Happy Holidays to all of our extended Songbird family! It’s been a while since I updated, as always. I’m going to make it one of my New Year’s Resolutions to be more active on the website and social media in 2026. Our two-year-old is finally starting to be a bit more independent, thank god!
There is much to update this year in terms of all that has happened, but I will leave the bragging out of this post. You can find our accomplishments in the show ring on our Facebook page (from winning our first working group to our first placements at the National), but that’s not really the purpose of this post. This was another really challenging year for me as a dog breeder, as a mom, and as a human. We had our first litter since Josie was born and, while everything turned out fine, the whole thing was stressful and I was unable to enjoy it. As I briefly touched on in 2024, balancing motherhood with dog breeding has been a rollercoaster of emotions. Many times during the lows, I questioned myself whether this difficult, expensive, and heartbreaking passion was worth it. Not just worth it for myself, but worth it for my family. I asked myself over and over again: is this the right thing for us? Because it wasn’t just about me anymore — I had to think about my daughter. For an entire year, my answer kept flip flopping back and forth. Dan was of no help, since he changed his mind just as often as I did.

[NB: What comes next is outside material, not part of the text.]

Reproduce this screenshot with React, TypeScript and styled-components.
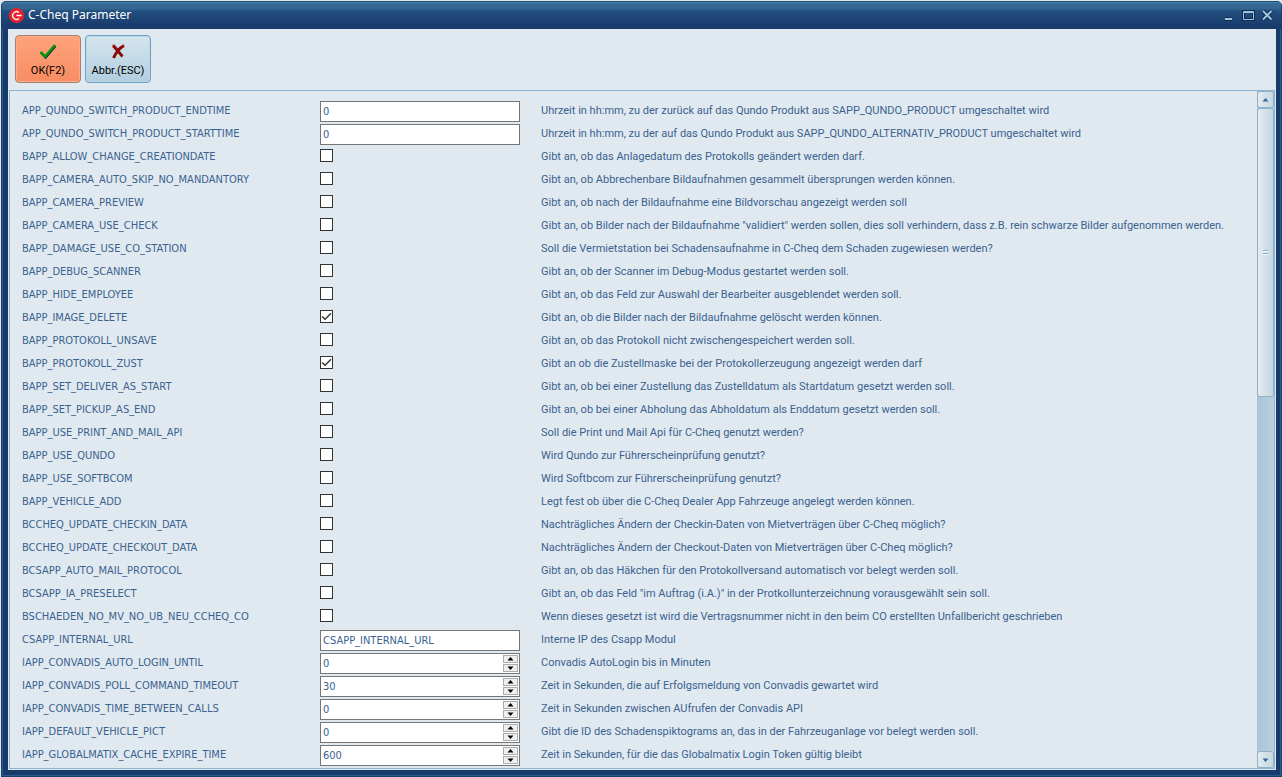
import React, { useState } from 'react';
import styled, { createGlobalStyle, css } from 'styled-components';

const GlobalStyle = createGlobalStyle`
  *, *::before, *::after { box-sizing: border-box; }
  html, body, #root { height: 100%; }
  body { margin: 0; overflow: hidden; background: #dfe8ec; }
`;

const labelFont = css`
  font-family: 'DejaVu Sans Condensed', 'Noto Sans', sans-serif;
  font-size: 11px;
`;

const Desktop = styled.div`
  height: 100vh;
  padding: 1px 0 0 1px;
  background: #dfe8ec;
`;

const Window = styled.section`
  display: flex;
  flex-direction: column;
  height: 100%;
  padding: 0 5px 6px 6px;
  border: 1px solid #17406f;
  border-top-color: #1d4a6c;
  border-radius: 5px 5px 0 0;
  background: #183b6b;
  box-shadow: inset 0 0 0 1px #2a5a8e;
`;

const TitleBar = styled.header`
  display: flex;
  align-items: center;
  flex: none;
  height: 27px;
  margin: 0 -5px 0 -6px;
  padding: 0 4px 2px 7px;
  gap: 4px;
  border-radius: 4px 4px 0 0;
  border-top: 1px solid #4a82a8;
  background: linear-gradient(#376b97 0, #33648f 6px, #234f80 8px, #1b3f70 20px, #1a3a6a 100%);
`;

const Title = styled.h1`
  flex: 1;
  margin: 0;
  color: #fff;
  font: 400 12px/16px 'Noto Sans', sans-serif;
`;

const Captions = styled.div`
  display: flex;
`;

const Caption = styled.button`
  display: flex;
  padding: 0;
  border: 0;
  background: none;
`;

const Body = styled.main`
  display: flex;
  flex-direction: column;
  flex: 1;
  min-height: 0;
  padding-bottom: 1px;
  background: #e1e9f0;
`;

const Toolbar = styled.div`
  display: flex;
  flex: none;
  gap: 4px;
  padding: 6px 7px 7px;
`;

const ToolButton = styled.button<{ $active?: boolean }>`
  display: flex;
  flex-direction: column;
  align-items: center;
  width: 66px;
  height: 48px;
  padding: 8px 0 0;
  gap: 5px;
  border: 1px solid ${p => (p.$active ? '#a97f72' : '#6f9fc3')};
  border-radius: 4px;
  color: #000;
  background: ${p => (p.$active
    ? 'linear-gradient(#fda27c, #fb9870 50%, #f78d62)'
    : 'linear-gradient(#d5e5ee, #c3dae7 50%, #b2cfdf)')};
  box-shadow: inset 0 0 0 1px ${p => (p.$active ? '#fbab8a' : '#bcd8e7')};
  font: 400 11px/14px Roboto, 'Liberation Sans', sans-serif;
`;

const Panel = styled.div`
  display: flex;
  flex: 1;
  min-height: 0;
  margin: 0 1px;
  border: 1px solid #8db3d0;
`;

const Rows = styled.div`
  flex: 1;
  min-width: 0;
  overflow: hidden;
  padding: 8px 0 0 12px;
`;

const Row = styled.div`
  display: grid;
  grid-template-columns: 298px 200px 1fr;
  height: 23px;
  padding-top: 2px;
  line-height: 20px;
  color: #39628f;
  white-space: nowrap;
`;

const Name = styled.label`
  ${labelFont}
`;

const Description = styled.span`
  padding-left: 21px;
  font-family: Roboto, 'Liberation Sans', sans-serif;
  font-size: 11px;
`;

const Field = styled.div`
  display: flex;
  height: 21px;
  border: 1px solid #767676;
  background: #fff;
`;

const TextInput = styled.input`
  flex: 1;
  min-width: 0;
  padding: 0 2px;
  border: 0;
  outline: 0;
  background: none;
  color: #39628f;
  ${labelFont}
  appearance: textfield;
  &::-webkit-inner-spin-button { appearance: none; margin: 0; }
`;

const Spinner = styled.div`
  display: flex;
  flex-direction: column;
  gap: 1px;
  padding: 1px;
`;

const SpinButton = styled.button`
  display: flex;
  align-items: center;
  justify-content: center;
  flex: 1;
  width: 15px;
  padding: 0;
  border: 1px solid #acacac;
  background: #efefef;
`;

const Check = styled.input`
  appearance: none;
  width: 13px;
  height: 13px;
  margin: 2px 0 0;
  border: 1px solid #333;
  background: #fff;
  &:checked {
    background: #fff url("data:image/svg+xml,%3Csvg xmlns='http://www.w3.org/2000/svg' viewBox='0 0 11 11'%3E%3Cpath d='M1 5.500 4 8.300 10 2.200' fill='none' stroke='%23333' stroke-width='1.4'/%3E%3C/svg%3E");
  }
`;

const Scrollbar = styled.div`
  display: flex;
  flex-direction: column;
  width: 17px;
  background: linear-gradient(90deg, #aac4d6, #b9d0df);
`;

const scrollPart = css`
  display: flex;
  align-items: center;
  justify-content: center;
  padding: 0;
  border: 1px solid #8fb2ca;
  border-radius: 3px;
  background: linear-gradient(90deg, #e4ecf2, #d3e0e8 50%, #c6d8e2);
`;

const ScrollButton = styled.button`
  ${scrollPart}
  flex: none;
  width: 17px;
  height: 17px;
`;

const Track = styled.div`
  flex: 1;
  min-height: 0;
`;

const Thumb = styled.div`
  ${scrollPart}
  height: 45%;
`;

type Kind = 'text' | 'check' | 'number';
type Param = [name: string, kind: Kind, value: string, description: string];

const params: Param[] = [
  ['APP_QUNDO_SWITCH_PRODUCT_ENDTIME', 'text', '0', 'Uhrzeit in hh:mm, zu der zurück auf das Qundo Produkt aus SAPP_QUNDO_PRODUCT umgeschaltet wird'],
  ['APP_QUNDO_SWITCH_PRODUCT_STARTTIME', 'text', '0', 'Uhrzeit in hh:mm, zu der auf das Qundo Produkt aus SAPP_QUNDO_ALTERNATIV_PRODUCT umgeschaltet wird'],
  ['BAPP_ALLOW_CHANGE_CREATIONDATE', 'check', '', 'Gibt an, ob das Anlagedatum des Protokolls geändert werden darf.'],
  ['BAPP_CAMERA_AUTO_SKIP_NO_MANDANTORY', 'check', '', 'Gibt an, ob Abbrechenbare Bildaufnahmen gesammelt übersprungen werden können.'],
  ['BAPP_CAMERA_PREVIEW', 'check', '', 'Gibt an, ob nach der Bildaufnahme eine Bildvorschau angezeigt werden soll'],
  ['BAPP_CAMERA_USE_CHECK', 'check', '', 'Gibt an, ob Bilder nach der Bildaufnahme "validiert" werden sollen, dies soll verhindern, dass z.B. rein schwarze Bilder aufgenommen werden.'],
  ['BAPP_DAMAGE_USE_CO_STATION', 'check', '', 'Soll die Vermietstation bei Schadensaufnahme in C-Cheq dem Schaden zugewiesen werden?'],
  ['BAPP_DEBUG_SCANNER', 'check', '', 'Gibt an, ob der Scanner im Debug-Modus gestartet werden soll.'],
  ['BAPP_HIDE_EMPLOYEE', 'check', '', 'Gibt an, ob das Feld zur Auswahl der Bearbeiter ausgeblendet werden soll.'],
  ['BAPP_IMAGE_DELETE', 'check', '1', 'Gibt an, ob die Bilder nach der Bildaufnahme gelöscht werden können.'],
  ['BAPP_PROTOKOLL_UNSAVE', 'check', '', 'Gibt an, ob das Protokoll nicht zwischengespeichert werden soll.'],
  ['BAPP_PROTOKOLL_ZUST', 'check', '1', 'Gibt an ob die Zustellmaske bei der Protokollerzeugung angezeigt werden darf'],
  ['BAPP_SET_DELIVER_AS_START', 'check', '', 'Gibt an, ob bei einer Zustellung das Zustelldatum als Startdatum gesetzt werden soll.'],
  ['BAPP_SET_PICKUP_AS_END', 'check', '', 'Gibt an, ob bei einer Abholung das Abholdatum als Enddatum gesetzt werden soll.'],
  ['BAPP_USE_PRINT_AND_MAIL_API', 'check', '', 'Soll die Print und Mail Api für C-Cheq genutzt werden?'],
  ['BAPP_USE_QUNDO', 'check', '', 'Wird Qundo zur Führerscheinprüfung genutzt?'],
  ['BAPP_USE_SOFTBCOM', 'check', '', 'Wird Softbcom zur Führerscheinprüfung genutzt?'],
  ['BAPP_VEHICLE_ADD', 'check', '', 'Legt fest ob über die C-Cheq Dealer App Fahrzeuge angelegt werden können.'],
  ['BCCHEQ_UPDATE_CHECKIN_DATA', 'check', '', 'Nachträgliches Ändern der Checkin-Daten von Mietverträgen über C-Cheq möglich?'],
  ['BCCHEQ_UPDATE_CHECKOUT_DATA', 'check', '', 'Nachträgliches Ändern der Checkout-Daten von Mietverträgen über C-Cheq möglich?'],
  ['BCSAPP_AUTO_MAIL_PROTOCOL', 'check', '', 'Gibt an, ob das Häkchen für den Protokollversand automatisch vor belegt werden soll.'],
  ['BCSAPP_IA_PRESELECT', 'check', '', 'Gibt an, ob das Feld "im Auftrag (i.A.)" in der Protkollunterzeichnung vorausgewählt sein soll.'],
  ['BSCHAEDEN_NO_MV_NO_UB_NEU_CCHEQ_CO', 'check', '', 'Wenn dieses gesetzt ist wird die Vertragsnummer nicht in den beim CO erstellten Unfallbericht geschrieben'],
  ['CSAPP_INTERNAL_URL', 'text', 'CSAPP_INTERNAL_URL', 'Interne IP des Csapp Modul'],
  ['IAPP_CONVADIS_AUTO_LOGIN_UNTIL', 'number', '0', 'Convadis AutoLogin bis in Minuten'],
  ['IAPP_CONVADIS_POLL_COMMAND_TIMEOUT', 'number', '30', 'Zeit in Sekunden, die auf Erfolgsmeldung von Convadis gewartet wird'],
  ['IAPP_CONVADIS_TIME_BETWEEN_CALLS', 'number', '0', 'Zeit in Sekunden zwischen AUfrufen der Convadis API'],
  ['IAPP_DEFAULT_VEHICLE_PICT', 'number', '0', 'Gibt die ID des Schadenspiktograms an, das in der Fahrzeuganlage vor belegt werden soll.'],
  ['IAPP_GLOBALMATIX_CACHE_EXPIRE_TIME', 'number', '600', 'Zeit in Sekunden, für die das Globalmatix Login Token gültig bleibt'],
];

function Arrow({ down, color = '#000' }: { down?: boolean; color?: string }) {
  return (
    <svg width="7" height="4" viewBox="0 0 7 4" aria-hidden="true">
      <path d={down ? 'M0.5 0.5h6L3.5 4z' : 'M0.5 3.5h6L3.5 0z'} fill={color} />
    </svg>
  );
}

// Every caption glyph is drawn twice: a dark halo, then the light strokes.
function CaptionIcon({ d }: { d: string }) {
  return (
    <svg width="19" height="16" viewBox="0 0 19 16" fill="none" aria-hidden="true">
      <path d={d} stroke="#10294e" strokeWidth="4" />
      <path d={d} stroke="#9fc5df" strokeWidth="2" />
    </svg>
  );
}

function ParamRow({ param: [name, kind, initial, description] }: { param: Param }) {
  const [value, setValue] = useState(initial);
  const step = (by: number) => setValue(v => String((Number(v) || 0) + by));
  return (
    <Row>
      <Name htmlFor={name}>{name}</Name>
      {kind === 'check' ? (
        <Check id={name} type="checkbox" checked={value === '1'} onChange={e => setValue(e.target.checked ? '1' : '')} />
      ) : (
        <Field>
          <TextInput id={name} type={kind} value={value} onChange={e => setValue(e.target.value)} />
          {kind === 'number' && (
            <Spinner>
              <SpinButton type="button" aria-label="Erhöhen" onClick={() => step(1)}><Arrow /></SpinButton>
              <SpinButton type="button" aria-label="Verringern" onClick={() => step(-1)}><Arrow down /></SpinButton>
            </Spinner>
          )}
        </Field>
      )}
      <Description>{description}</Description>
    </Row>
  );
}

export default function App() {
  return (
    <Desktop>
      <GlobalStyle />
      <Window>
        <TitleBar>
          <svg width="15" height="15" viewBox="0 0 15 15" aria-hidden="true">
            <circle cx="7.5" cy="7.5" r="7.5" fill="#e8202a" />
            <path d="M10 4.6A3.8 3.8 0 1 0 10 10.4M7.5 7.5h5" fill="none" stroke="#fff" strokeWidth="1.3" />
          </svg>
          <Title>C-Cheq Parameter</Title>
          <Captions>
            <Caption type="button" aria-label="Minimieren"><CaptionIcon d="M5 12h7" /></Caption>
            <Caption type="button" aria-label="Maximieren">
              <svg width="19" height="16" viewBox="0 0 19 16" fill="none" aria-hidden="true">
                <path d="M4.500 4.500h10v8h-10z" stroke="#10294e" strokeWidth="3" />
                <path d="M4.500 4.500h10v8h-10zM4.500 5.500h10" stroke="#9fc5df" />
              </svg>
            </Caption>
            <Caption type="button" aria-label="Schließen"><CaptionIcon d="M5 4l8.500 8.500M13.500 4l-8.500 8.500" /></Caption>
          </Captions>
        </TitleBar>
        <Body>
          <Toolbar>
            <ToolButton type="button" $active>
              <svg width="18" height="15" viewBox="0 0 18 15" fill="none" aria-hidden="true">
                <path d="M2 8.500l4.500 5L16.500 2" stroke="#0a2a50" strokeWidth="2.4" />
                <path d="M1.500 8l4.500 4.500L16 1" stroke="#0c960c" strokeWidth="2.6" />
              </svg>
              OK(F2)
            </ToolButton>
            <ToolButton type="button">
              <svg width="18" height="15" viewBox="0 0 18 15" fill="none" aria-hidden="true">
                <path d="M4 1.500c2.500 2 5 6 9.500 11M15 1.500C10.500 4 7 8.500 4.500 14" stroke="#8a0808" strokeWidth="3" />
                <path d="M3.500 1l2 1.500M15 1l-2 1.500" stroke="#d81616" />
              </svg>
              Abbr.(ESC)
            </ToolButton>
          </Toolbar>
          <Panel>
            <Rows>
              {params.map(p => <ParamRow key={p[0]} param={p} />)}
            </Rows>
            <Scrollbar>
              <ScrollButton type="button" aria-label="Nach oben"><Arrow color="#35689c" /></ScrollButton>
              <Track>
                <Thumb>
                  <svg width="5" height="5" viewBox="0 0 5 5" shapeRendering="crispEdges" aria-hidden="true">
                    <path d="M0 0h5v1H0zM0 3h5v1H0z" fill="#86adcb" />
                    <path d="M0 1h5v1H0zM0 4h5v1H0z" fill="#fff" />
                  </svg>
                </Thumb>
              </Track>
              <ScrollButton type="button" aria-label="Nach unten"><Arrow down color="#35689c" /></ScrollButton>
            </Scrollbar>
          </Panel>
        </Body>
      </Window>
    </Desktop>
  );
}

A curious and sad thing was happening in the background at the same time. Siberian breeders were just falling off the face of the earth. Not literally, but they pretty much vanished from social media. They stopped posting, they didn’t interact with others’ posts anymore, etc. Yes, some of it may have been just people taking a healthy break from Facebook. But the vast majority of it was breeders retiring or semi-retiring. When I noticed this trend, I initially panicked. Living where we do, we’re pretty far from other Siberian breeders and already feel pretty isolated. The pictures, bragging, and discussions online were how I felt connected with other breeders in a lifestyle that is, by nature, lonely. Now everyone I had cared about was leaving in droves. And there were no more stud dogs I could use to strengthen my breeding program.
So I started panicking. What was the point of it all, of investing my whole life into this breed and this sport, if it was just going to die off in my lifetime? Now, I realize that entries and registrations have been dwindling for a long time now, since the 90s. But I felt that things had kind of stabilized pre-COVID and there was still a critical mass that was able to sustain enough genetic diversity and quality in the breed that I wasn’t terribly worried about its future. Then COVID hit. I think the economic reality post-COVID has prevented a lot of new breeders from joining the sport or becoming more involved in it. Now, I feel like the breed is truly “endangered” and there aren’t enough breeders to support its future.

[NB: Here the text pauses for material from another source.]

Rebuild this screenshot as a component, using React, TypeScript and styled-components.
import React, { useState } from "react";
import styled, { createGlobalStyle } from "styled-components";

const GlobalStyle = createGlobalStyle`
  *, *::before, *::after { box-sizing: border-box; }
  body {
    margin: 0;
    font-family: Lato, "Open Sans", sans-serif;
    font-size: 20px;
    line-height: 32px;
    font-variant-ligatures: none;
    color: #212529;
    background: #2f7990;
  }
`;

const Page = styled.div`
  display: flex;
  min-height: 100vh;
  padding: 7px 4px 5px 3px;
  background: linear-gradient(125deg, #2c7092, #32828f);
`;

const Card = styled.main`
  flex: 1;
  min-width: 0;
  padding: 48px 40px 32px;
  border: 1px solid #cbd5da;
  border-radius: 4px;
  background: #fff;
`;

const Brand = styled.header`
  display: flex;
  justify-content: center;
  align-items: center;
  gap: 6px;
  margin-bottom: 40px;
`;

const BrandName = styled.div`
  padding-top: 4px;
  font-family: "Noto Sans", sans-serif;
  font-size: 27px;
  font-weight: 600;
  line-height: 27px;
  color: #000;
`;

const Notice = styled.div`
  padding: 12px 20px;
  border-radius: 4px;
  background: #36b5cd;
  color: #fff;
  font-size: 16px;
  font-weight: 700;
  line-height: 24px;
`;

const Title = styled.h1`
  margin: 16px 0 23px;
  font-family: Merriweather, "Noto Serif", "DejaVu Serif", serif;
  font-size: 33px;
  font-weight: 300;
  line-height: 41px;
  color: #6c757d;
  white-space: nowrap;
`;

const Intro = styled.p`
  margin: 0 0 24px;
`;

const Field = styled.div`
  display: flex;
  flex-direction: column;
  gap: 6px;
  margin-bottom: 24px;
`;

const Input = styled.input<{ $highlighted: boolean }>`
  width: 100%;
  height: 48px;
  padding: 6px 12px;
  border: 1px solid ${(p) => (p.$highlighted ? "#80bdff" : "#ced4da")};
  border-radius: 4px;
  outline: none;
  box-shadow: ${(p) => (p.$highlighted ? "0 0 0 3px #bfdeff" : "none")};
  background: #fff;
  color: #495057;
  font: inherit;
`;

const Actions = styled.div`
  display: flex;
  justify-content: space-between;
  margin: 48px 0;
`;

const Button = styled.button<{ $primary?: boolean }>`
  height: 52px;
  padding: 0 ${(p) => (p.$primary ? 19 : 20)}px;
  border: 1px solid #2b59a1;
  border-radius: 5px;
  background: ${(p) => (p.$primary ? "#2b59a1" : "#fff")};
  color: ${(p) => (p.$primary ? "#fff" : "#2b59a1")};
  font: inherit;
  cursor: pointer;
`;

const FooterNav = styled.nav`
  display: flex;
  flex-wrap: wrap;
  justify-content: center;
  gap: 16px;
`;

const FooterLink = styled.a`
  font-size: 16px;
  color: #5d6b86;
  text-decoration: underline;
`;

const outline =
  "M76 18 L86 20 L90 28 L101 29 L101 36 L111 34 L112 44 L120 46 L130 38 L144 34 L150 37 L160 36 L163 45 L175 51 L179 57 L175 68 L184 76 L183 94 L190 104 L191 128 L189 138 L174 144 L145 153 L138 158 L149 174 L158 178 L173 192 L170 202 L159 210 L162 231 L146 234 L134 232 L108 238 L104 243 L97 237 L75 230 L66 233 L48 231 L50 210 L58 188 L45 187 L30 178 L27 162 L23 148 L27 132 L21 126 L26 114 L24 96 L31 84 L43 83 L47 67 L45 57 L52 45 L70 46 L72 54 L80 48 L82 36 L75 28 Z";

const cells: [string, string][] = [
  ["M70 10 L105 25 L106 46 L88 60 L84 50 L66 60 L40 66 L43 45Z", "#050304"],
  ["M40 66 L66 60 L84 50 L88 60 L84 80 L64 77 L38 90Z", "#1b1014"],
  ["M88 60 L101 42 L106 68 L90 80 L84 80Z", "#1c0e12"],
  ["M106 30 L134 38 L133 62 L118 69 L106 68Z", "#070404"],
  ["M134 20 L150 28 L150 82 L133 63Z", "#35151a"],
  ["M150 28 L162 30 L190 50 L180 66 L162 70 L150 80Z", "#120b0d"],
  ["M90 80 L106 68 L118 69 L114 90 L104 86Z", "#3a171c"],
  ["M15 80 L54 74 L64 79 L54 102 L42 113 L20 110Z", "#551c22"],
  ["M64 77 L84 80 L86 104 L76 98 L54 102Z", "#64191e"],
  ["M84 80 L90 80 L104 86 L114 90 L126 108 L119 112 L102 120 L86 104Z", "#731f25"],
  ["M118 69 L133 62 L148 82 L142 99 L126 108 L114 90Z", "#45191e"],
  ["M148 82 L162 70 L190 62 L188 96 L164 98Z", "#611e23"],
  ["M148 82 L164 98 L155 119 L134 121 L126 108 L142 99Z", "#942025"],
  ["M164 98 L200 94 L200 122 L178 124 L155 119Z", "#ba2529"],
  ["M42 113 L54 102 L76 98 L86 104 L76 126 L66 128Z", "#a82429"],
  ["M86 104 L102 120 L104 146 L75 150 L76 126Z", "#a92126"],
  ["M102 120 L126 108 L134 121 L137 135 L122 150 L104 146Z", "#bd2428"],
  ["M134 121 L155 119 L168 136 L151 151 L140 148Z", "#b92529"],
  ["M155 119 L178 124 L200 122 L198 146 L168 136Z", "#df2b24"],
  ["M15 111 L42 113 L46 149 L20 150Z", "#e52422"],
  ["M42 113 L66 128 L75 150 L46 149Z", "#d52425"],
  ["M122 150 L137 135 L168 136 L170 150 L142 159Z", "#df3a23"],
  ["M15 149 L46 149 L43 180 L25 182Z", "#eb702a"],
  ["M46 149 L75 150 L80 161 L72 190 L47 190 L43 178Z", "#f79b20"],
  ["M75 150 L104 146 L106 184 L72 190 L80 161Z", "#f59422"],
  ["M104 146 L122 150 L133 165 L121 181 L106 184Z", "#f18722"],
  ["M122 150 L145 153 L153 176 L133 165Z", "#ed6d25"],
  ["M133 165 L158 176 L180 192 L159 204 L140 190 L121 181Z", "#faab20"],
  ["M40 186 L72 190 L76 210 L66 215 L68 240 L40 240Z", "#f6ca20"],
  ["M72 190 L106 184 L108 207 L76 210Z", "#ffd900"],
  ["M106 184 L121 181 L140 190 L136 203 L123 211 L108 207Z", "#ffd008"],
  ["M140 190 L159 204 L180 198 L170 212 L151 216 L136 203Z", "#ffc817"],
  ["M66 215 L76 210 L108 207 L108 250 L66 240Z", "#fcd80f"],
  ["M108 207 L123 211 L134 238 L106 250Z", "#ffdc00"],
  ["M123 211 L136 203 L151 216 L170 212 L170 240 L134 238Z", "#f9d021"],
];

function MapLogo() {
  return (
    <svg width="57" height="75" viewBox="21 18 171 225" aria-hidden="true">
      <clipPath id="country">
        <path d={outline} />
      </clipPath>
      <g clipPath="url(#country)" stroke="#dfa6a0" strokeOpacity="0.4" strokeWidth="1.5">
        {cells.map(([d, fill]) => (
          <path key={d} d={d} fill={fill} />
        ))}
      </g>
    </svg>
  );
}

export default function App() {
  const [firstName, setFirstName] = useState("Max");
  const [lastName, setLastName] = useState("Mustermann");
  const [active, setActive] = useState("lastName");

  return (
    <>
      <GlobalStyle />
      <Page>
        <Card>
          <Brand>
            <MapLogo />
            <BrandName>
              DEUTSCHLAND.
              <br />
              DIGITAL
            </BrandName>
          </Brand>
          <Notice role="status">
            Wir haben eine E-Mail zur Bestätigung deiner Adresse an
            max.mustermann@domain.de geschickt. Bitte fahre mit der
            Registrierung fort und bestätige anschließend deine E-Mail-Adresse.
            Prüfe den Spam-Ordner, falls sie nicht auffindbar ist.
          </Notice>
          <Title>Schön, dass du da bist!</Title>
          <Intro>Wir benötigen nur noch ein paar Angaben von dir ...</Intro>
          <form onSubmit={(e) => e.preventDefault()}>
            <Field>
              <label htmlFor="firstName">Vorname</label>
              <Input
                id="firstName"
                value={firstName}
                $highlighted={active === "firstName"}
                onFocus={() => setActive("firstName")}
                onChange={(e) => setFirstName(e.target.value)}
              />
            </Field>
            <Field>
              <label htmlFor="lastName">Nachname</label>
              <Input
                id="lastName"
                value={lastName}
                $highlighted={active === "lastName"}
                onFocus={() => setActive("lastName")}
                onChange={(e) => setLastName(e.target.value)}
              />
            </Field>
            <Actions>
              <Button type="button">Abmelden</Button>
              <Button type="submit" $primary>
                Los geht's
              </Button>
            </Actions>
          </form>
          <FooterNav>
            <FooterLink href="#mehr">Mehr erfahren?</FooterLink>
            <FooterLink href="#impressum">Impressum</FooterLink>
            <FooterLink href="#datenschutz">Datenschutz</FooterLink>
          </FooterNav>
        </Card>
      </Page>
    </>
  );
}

Although I was initially depressed, I started to feel that I still wanted to keep supporting the breed and the fancy, even if I just slowly watch it die out in my lifetime. I still want to do my best to “save” the breed. I don’t think that’s an arrogant goal — when it comes to a breed facing a bottleneck, every single breeder matters, every single breeding counts, every single dog kept in the breeding pool matters, and frozen semen from a single sire can be critical. Of course, one person or a few people can’t keep a breed going forever, but the hope is that we can buy enough time for things to turn around in the future. And yes, there are a lot of breeders overseas, but many have been affected by war and the economy as well, and both the quality and ethics can be quite inconsistent. In the future, I definitely plan on flying overseas to personally visit the pockets where breeders seem to be breeding to standard and upholding good ethics.
In 2026 and beyond, the words preservation breeder ring truer than ever for our breed. I hope to continue to do my part: breeding to the standard, preserving genetics for the future, and educating the public on responsible breeding.